4. The basis on which the judge allowed the appeal was that the Secretary of State had not satisfied the burden of proof which was on her to show that the college had ceased to exist as an entty form the date when the limited company was dissolved. The relevant finding of fact is at paragraph 15(iii) of the judge’s determination and is as follows:
“I must be satisfied in respect of Part 9 of the Rules on the balance of probabilities that the respondent has established the basis of refusal before the burden shifts to the appellant [that is the claimant]. I am not so satisfied. Although the respondent [that is the Secretary of State] has shown that Walthamstow Business College Limited was dissolved on 289 February 2012, she has not shown that Walthamstow Business College ceased to exists as an entity from that date. A limited company is a legal entity; there was no evidence before me to show that the limited company was the sole entity ‘running’ the college, or that it was essential to the running of the college.”
5. The judge considered that it would have been open to the Secretary of State to adduce evidence to the effect that the college was not in fact running at the relevant time, but chose not to do so and that the Secretary of State “appears to have confused the limited company with the college because a letter from the [Secretary of State] of 28 May 2013 refers to the college being dissolved, when only limited companies can be dissolved” (at para 15(iv) of the determination).
6. This might well have been a generous decision on the part of the First-tier Tribunal and certainly when this appeal initially came before the Upper Tribunal (a differently constituted Tribunal) permission to appeal having been granted, the Upper Tribunal then considered that the First-tier Tribunal Judge had not given appropriate weight to the fact that the limited company said to have been running the college had been dissolved. The Upper Tribunal on that occasion set aside the determination of the First-tier Tribunal as containing an error of law and substituted its own decision dismissing the claimant’s appeal. Subsequently, however, the claimant appealed against the decision of the Upper Tribunal to the Court of Appeal and the Court of Appeal in an agreed statement of facts after Sir Stephen Sedley had given permission to appeal concluded that the Upper Tribunal had itself made an error of law in finding an error of law on the part of the First-tier Tribunal.
7. At paragraph 7 of the Statement of Reasons which was the basis upon which the Court of Appeal allowed the appeal it was stated as follows:
“7. The respondent agrees with the appellant that it is arguable that there was a material error of law in the determination of [the Upper Tribunal Judge]. Consequently, it is expedient, and the parties agree, that the matter should be remitted to the Upper Tribunal (the Immigration and Asylum Chamber) for a fresh hearing.”

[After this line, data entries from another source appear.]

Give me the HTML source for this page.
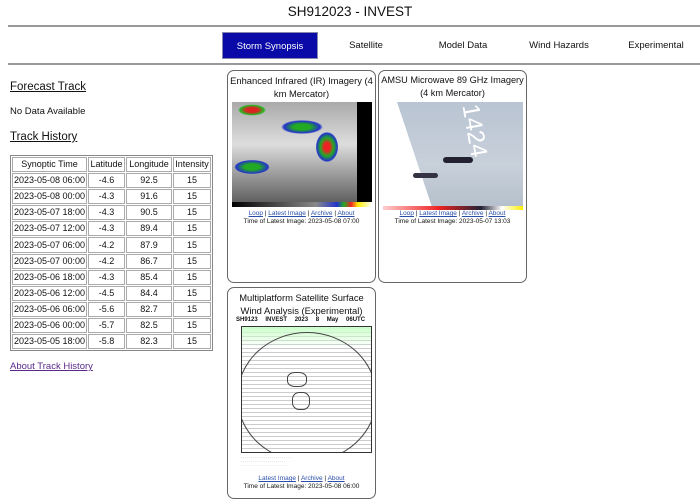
<!DOCTYPE html>
<html><head><style>
*{margin:0;padding:0;box-sizing:border-box}
body{width:700px;height:504px;background:#fff;font-family:"Liberation Sans",sans-serif;color:#111;position:relative;overflow:hidden}
.a{position:absolute}
.title{left:0;width:700px;top:4px;text-align:center;font-size:13.5px}
.hr{left:8px;width:692px;height:2px;background:#999}
.nav{top:32px;height:27px;font-size:9.5px;text-align:center;line-height:27px}
h2{position:absolute;font-size:11.5px;font-weight:normal;text-decoration:underline;left:10px}
table{position:absolute;left:10px;top:155px;width:201px;table-layout:fixed;border-collapse:separate;border-spacing:1px;border:1px solid #888;font-size:9px;white-space:nowrap}
td{border:1px solid #aaa;height:15.1px;text-align:center;padding:0;line-height:13px;overflow:hidden}
.card{position:absolute;border:1px solid #666;border-radius:7px;background:#fff}
.ct{font-size:9.4px;text-align:center;line-height:13px;position:absolute;left:0;right:0}
.lk{font-size:6.5px;text-align:center;position:absolute;left:0;right:0;line-height:9px}
.lk span{color:#2a4fa8;text-decoration:underline}
</style></head><body>
<div class="a title">SH912023 - INVEST</div>
<div class="a hr" style="top:25px"></div>
<div class="a nav" style="left:222px;width:96px;background:#0a0aa8;color:#fff;border:1px solid #88a">Storm Synopsis</div>
<div class="a nav" style="left:330px;width:72px">Satellite</div>
<div class="a nav" style="left:425px;width:76px">Model Data</div>
<div class="a nav" style="left:520px;width:78px">Wind Hazards</div>
<div class="a nav" style="left:618px;width:76px">Experimental</div>
<div class="a hr" style="top:63px"></div>

<h2 style="top:81px">Forecast Track</h2>
<div class="a" style="left:10px;top:106px;font-size:9.5px">No Data Available</div>
<h2 style="top:131px">Track History</h2>
<table>
<colgroup><col style="width:75px"><col style="width:37px"><col style="width:46px"><col style="width:38px"></colgroup>
<tr><td>Synoptic Time</td><td>Latitude</td><td>Longitude</td><td>Intensity</td></tr>
<tr><td>2023-05-08 06:00</td><td>-4.6</td><td>92.5</td><td>15</td></tr>
<tr><td>2023-05-08 00:00</td><td>-4.3</td><td>91.6</td><td>15</td></tr>
<tr><td>2023-05-07 18:00</td><td>-4.3</td><td>90.5</td><td>15</td></tr>
<tr><td>2023-05-07 12:00</td><td>-4.3</td><td>89.4</td><td>15</td></tr>
<tr><td>2023-05-07 06:00</td><td>-4.2</td><td>87.9</td><td>15</td></tr>
<tr><td>2023-05-07 00:00</td><td>-4.2</td><td>86.7</td><td>15</td></tr>
<tr><td>2023-05-06 18:00</td><td>-4.3</td><td>85.4</td><td>15</td></tr>
<tr><td>2023-05-06 12:00</td><td>-4.5</td><td>84.4</td><td>15</td></tr>
<tr><td>2023-05-06 06:00</td><td>-5.6</td><td>82.7</td><td>15</td></tr>
<tr><td>2023-05-06 00:00</td><td>-5.7</td><td>82.5</td><td>15</td></tr>
<tr><td>2023-05-05 18:00</td><td>-5.8</td><td>82.3</td><td>15</td></tr>
</table>
<div class="a" style="left:10px;top:361px;font-size:9.5px;color:#5a2a8a;text-decoration:underline">About Track History</div>

<div class="card" style="left:227px;top:70px;width:149px;height:213px">
<div class="ct" style="top:3px">Enhanced Infrared (IR) Imagery (4 km Mercator)</div>
<div class="a" style="left:4px;top:31px;width:140px;height:105px;background:radial-gradient(ellipse 15px 20px at 95px 45px,#e22 20%,#2a2 45%,#23c 70%,transparent 75%),radial-gradient(ellipse 25px 10px at 20px 65px,#2a2 30%,#23c 65%,transparent 70%),radial-gradient(ellipse 20px 8px at 20px 8px,#d22 30%,#2b2 60%,transparent 70%),radial-gradient(ellipse 30px 10px at 70px 25px,#2a2 30%,#23c 60%,transparent 70%),linear-gradient(180deg,#aaa,#ddd 40%,#999 70%,#555);"></div>
<div class="a" style="left:129px;top:31px;width:15px;height:100px;background:#000"></div>
<div class="a" style="left:4px;top:131px;width:140px;height:5px;background:linear-gradient(90deg,#000,#888 60%,#23c 75%,#2a2 80%,#e22 85%,#fe0 90%,#fff)"></div>
<div class="lk" style="top:138px"><span>Loop</span> | <span>Latest Image</span> | <span>Archive</span> | <span>About</span></div>
<div class="lk" style="top:146px">Time of Latest Image: 2023-05-08 07:00</div>
</div>

<div class="card" style="left:378px;top:70px;width:149px;height:213px">
<div class="ct" style="top:3px;white-space:nowrap;font-size:9.2px">AMSU Microwave 89 GHz Imagery<br>(4 km Mercator)</div>
<div class="a" style="left:4px;top:31px;width:140px;height:105px;background:#fff;overflow:hidden">
<div class="a" style="left:14px;top:0;width:140px;height:105px;background:linear-gradient(180deg,#b9c4d2,#c8d0da 60%,#b5c0cc);clip-path:polygon(0 0,100% 0,100% 100%,25% 100%)"></div>
<div class="a" style="left:60px;top:55px;width:30px;height:6px;background:#223;border-radius:3px"></div>
<div class="a" style="left:30px;top:71px;width:25px;height:5px;background:#334;border-radius:3px"></div>
<div class="a" style="top:0;color:#fff;font-size:24px;transform:rotate(80deg);transform-origin:0 0;left:100px">1424</div>
</div>
<div class="a" style="left:4px;top:135px;width:140px;height:4px;background:linear-gradient(90deg,#fcc,#e22 40%,#223 70%,#fff 85%,#fe0)"></div>
<div class="lk" style="top:138px"><span>Loop</span> | <span>Latest Image</span> | <span>Archive</span> | <span>About</span></div>
<div class="lk" style="top:146px">Time of Latest Image: 2023-05-07 13:03</div>
</div>

<div class="card" style="left:227px;top:287px;width:149px;height:212px">
<div class="ct" style="top:3px">Multiplatform Satellite Surface Wind Analysis (Experimental)</div>
<div class="a" style="left:8px;top:29px;font-size:6px;font-weight:bold;width:135px;word-spacing:6px">SH9123 INVEST 2023 8 May 06UTC</div>
<div class="a" style="left:13px;top:38px;width:131px;height:127px;border:1px solid #333;overflow:hidden;background:repeating-linear-gradient(0deg,#fff 0 3px,#ccc 3px 4px)">
<div class="a" style="left:0;top:0;width:131px;height:20px;background:linear-gradient(180deg,#cfc,rgba(255,255,255,0))"></div>
<div class="a" style="left:-5px;top:5px;width:140px;height:130px;border:1.5px solid #444;border-radius:50%"></div>
<div class="a" style="left:45px;top:45px;width:20px;height:15px;border:1px solid #444;border-radius:40%"></div>
<div class="a" style="left:50px;top:65px;width:18px;height:18px;border:1px solid #444;border-radius:40%"></div>
</div>
<div class="a" style="left:13px;top:167px;width:131px;height:18px;font-size:3.5px;color:#666;line-height:4px;overflow:hidden;white-space:nowrap">. . . . . . . . . . . . . . . . . . . . . . . . . .<br>. . . . . . . . . . . . . . . . . . . . . . .<br>. . . . . . . . . . . . . . . . . . . . . . . .</div>
<div class="lk" style="top:186px"><span>Latest Image</span> | <span>Archive</span> | <span>About</span></div>
<div class="lk" style="top:194px">Time of Latest Image: 2023-05-08 06:00</div>
</div>
</body></html>
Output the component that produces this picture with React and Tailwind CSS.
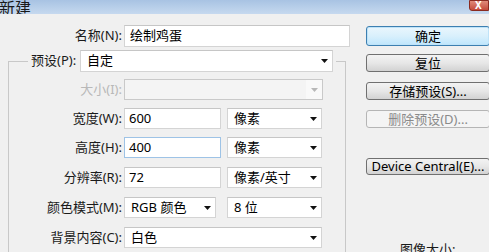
import React from "react";

function Arrow({ disabled }) {
  return (
    <svg width="7" height="4" viewBox="0 0 7 4" className="shrink-0">
      <path d="M0 0 L7 0 L3.5 4 Z" fill={disabled ? "#b8b8b8" : "#111"} />
    </svg>
  );
}

function Field({ className, focus, children }) {
  return (
    <div
      className={`h-full bg-white border flex items-center pl-[4px] text-black ${
        focus ? "border-[#9ec3e6]" : "border-[#d4d4d4] border-t-[#c6c6c6]"
      } ${className}`}
    >
      {children}
    </div>
  );
}

function Select({ className, children, disabled }) {
  return (
    <div
      className={`h-full border flex items-center justify-between pl-[6px] pr-[4px] ${
        disabled
          ? "bg-[#f4f4f4] border-[#c9c9c9] text-[#a0a0a0]"
          : "bg-white border-[#d4d4d4] border-t-[#c6c6c6] text-black"
      } ${className}`}
    >
      <span className="whitespace-nowrap">{children}</span>
      <Arrow disabled={disabled} />
    </div>
  );
}

function Button({ children, primary, disabled, className }) {
  let look =
    "border-[#707070] bg-gradient-to-b from-[#f3f3f3] via-[#e7e7e7] to-[#d2d2d2] text-black";
  if (primary)
    look =
      "border-[#3c7fb1] bg-gradient-to-b from-[#eaf6fd] via-[#d9f0fc] to-[#bee6fd] text-black shadow-[inset_0_0_0_1px_#bfe3f8]";
  if (disabled) look = "border-[#b5b5b5] bg-[#f4f4f4] text-[#8a8a8a]";
  return (
    <div
      className={`w-[124px] border rounded-[3px] flex items-center justify-center whitespace-nowrap leading-none ${look} ${className}`}
    >
      {children}
    </div>
  );
}

function Row({ label, disabled, className, children }) {
  return (
    <div className={`flex items-center h-[21px] gap-[2px] ${className}`}>
      <div
        className={`w-[113px] text-right whitespace-nowrap ${
          disabled ? "text-[#b8b8b8]" : "text-[#1a1a1a]"
        }`}
      >
        {label}
      </div>
      {children}
    </div>
  );
}

export default function App() {
  return (
    <div className="w-[489px] h-[252px] overflow-hidden bg-[#f0f0f0] text-[13px] font-['Noto_Sans','Noto_Sans_CJK_SC',sans-serif]">
      {/* title bar */}
      <div className="h-[14px] flex justify-between items-end overflow-hidden bg-gradient-to-b from-[#a8c3e3] to-[#c6d9ef]">
        <span className="text-[16px] leading-[18px] text-[#1a1a1a] -mb-[3px] -ml-[1px]">
          新建
        </span>
        <div className="self-start w-[20px] h-[11px] bg-gradient-to-b from-[#e08a7a] to-[#c4493a] border border-[#8a2a20] rounded-bl-[3px] text-white text-[10px] leading-[9px] pl-[5px] font-bold">
          X
        </div>
      </div>

      <div className="flex">
        {/* left side */}
        <div className="w-[366px] shrink-0">
          <div className="flex items-center h-[22px] mt-[11px] gap-[2px]">
            <div className="w-[122px] text-right text-[#1a1a1a]">名称(N):</div>
            <Field className="w-[226px] pl-[5px]">绘制鸡蛋</Field>
          </div>

          <fieldset className="ml-[8px] mt-[3px] w-[338px] h-[300px] border border-[#c8c8c8] p-0 m-0">
            <legend className="ml-[19px] px-[3px] flex items-center h-[22px]">
              <span className="w-[49px] text-[#1a1a1a] whitespace-nowrap">预设(P):</span>
              <Select className="w-[253px]">自定</Select>
            </legend>

            <Row label="大小(I):" disabled className="mt-[7px] h-[20px]">
              <div className="w-[199px] h-full border border-[#c9c9c9] bg-[#f4f4f4] flex justify-end">
                <div className="w-[16px] h-full bg-[#f9f9f9] flex items-center justify-center">
                  <Arrow disabled />
                </div>
              </div>
            </Row>

            <Row label="宽度(W):" className="mt-[8px]">
              <Field className="w-[97px]">600</Field>
              <Select className="w-[95px] ml-[4px]">像素</Select>
            </Row>

            <Row label="高度(H):" className="mt-[8px]">
              <Field className="w-[97px]" focus>
                400
              </Field>
              <Select className="w-[95px] ml-[4px]">像素</Select>
            </Row>

            <Row label="分辨率(R):" className="mt-[9px]">
              <Field className="w-[97px]">72</Field>
              <Select className="w-[95px] ml-[4px]">像素/英寸</Select>
            </Row>

            <Row label="颜色模式(M):" className="mt-[9px]">
              <Select className="w-[92px]">RGB 颜色</Select>
              <Select className="w-[95px] ml-[9px]">8 位</Select>
            </Row>

            <Row label="背景内容(C):" className="mt-[9px]">
              <Select className="w-[198px]">白色</Select>
            </Row>
          </fieldset>
        </div>

        {/* right side buttons */}
        <div className="w-[124px] shrink-0 flex flex-col">
          <Button primary className="mt-[12px] h-[20px]">
            确定
          </Button>
          <Button className="mt-[8px] h-[18px]">复位</Button>
          <Button className="mt-[10px] h-[18px]">存储预设(S)...</Button>
          <Button disabled className="mt-[10px] h-[18px]">
            删除预设(D)...
          </Button>
          <Button className="mt-[30px] h-[17px]">Device Central(E)...</Button>
          <div className="mt-[65px] pl-[34px] text-[#1a1a1a] whitespace-nowrap">图像大小:</div>
        </div>
      </div>
    </div>
  );
}
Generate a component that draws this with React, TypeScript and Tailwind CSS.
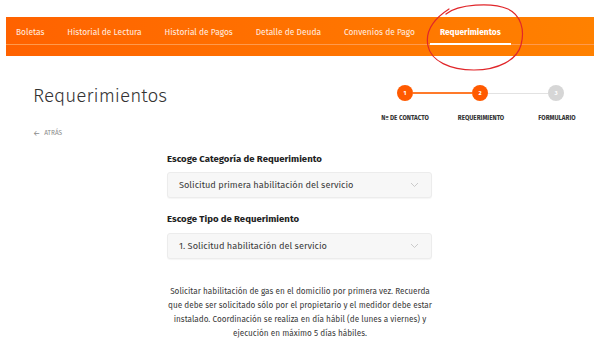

8. It is worth setting out the basis upon which permission to appeal against the first Upper Tribunal decision was granted. The reasons given by Sir Stephen Sedley were as follows.:
“
1. The FTT's determination was straightforward. In short, the IJ found that the dissolution of the company associated with the college (there seems to have been no evidence of the specific nature of the association) did not necessarily mean that the college could not have continued to function. If, as seems to me strongly arguable, there was no error of law in this, the UT had no power to substitute its own views.
2. The UT’s determination, by contrast, depends on a convoluted shifting of the burden of proof followed by a finding (para 27) which assumes the very thing that had to be proved, namely that the college could not have functioned once the company had been dissolved. From this an inference of fraud (para 28) is drawn.
3. Although therefore it is arguable that the UT's determination is itself flawed, the real point is that they had no power to embark upon it because the FTT's decision was legally tenable. Is this a second appeal point? The failure of colleges at which foreign nationals are studying is a recurrent problem, and the question at what point, and on what evidence, such failures may implicate the student in fraud seems to me an important point both of principle and of practice. ...”
9. In other words, the point troubling Sir Stephen Sedley was not whether or not the Upper Tribunal had been entitled to overturn the First-tier Tribunal’s decision (which clearly he considered should not have been overturned) but whether or not the second appeal criteria had been satisfied.
10. In light both of Sir Stephen Sedley’s reasons, and also of the decision of the Court of Appeal, made on the basis of the Statement of Reasons which had been agreed between both parties, quite properly Mr Tufan on behalf of the Secretary of State did not seek to persuade me that I could properly now again overturn the decision of the First-tier Tribunal. Although, as I have already stated, I consider that the First-tier Tribunal's decision was arguably generous to this claimant, nonetheless in light of the guidance already given in this case by the Court of Appeal I am unable to find that there was any material error of law in the First-tier Tribunal’s decision in this case. As Mr Tufan properly concedes, it is not for him to rewrite the reasons given for refusing the application. The only reason given in the refusal letter for refusing the application was that because the company supposedly running the college had been dissolved, it must follow that the transcript was not a genuine document, but Judge Creswell in the First-tier Tribunal rejected this argument for reasons which the Court of Appeal has considered were open to him. There is accordingly no proper basis upon which that decision can be overturned. It follows that the Secretary of State's appeal against the decision of the First-tier Tribunal must be dismissed and I so find.
Decision
11. There being no material error of law in the decision of the First-tier Tribunal, the Secretary of State's appeal against that decision is dismissed and the decision of the First-tier Tribunal , allowing the claimant’s appeal, is affirmed.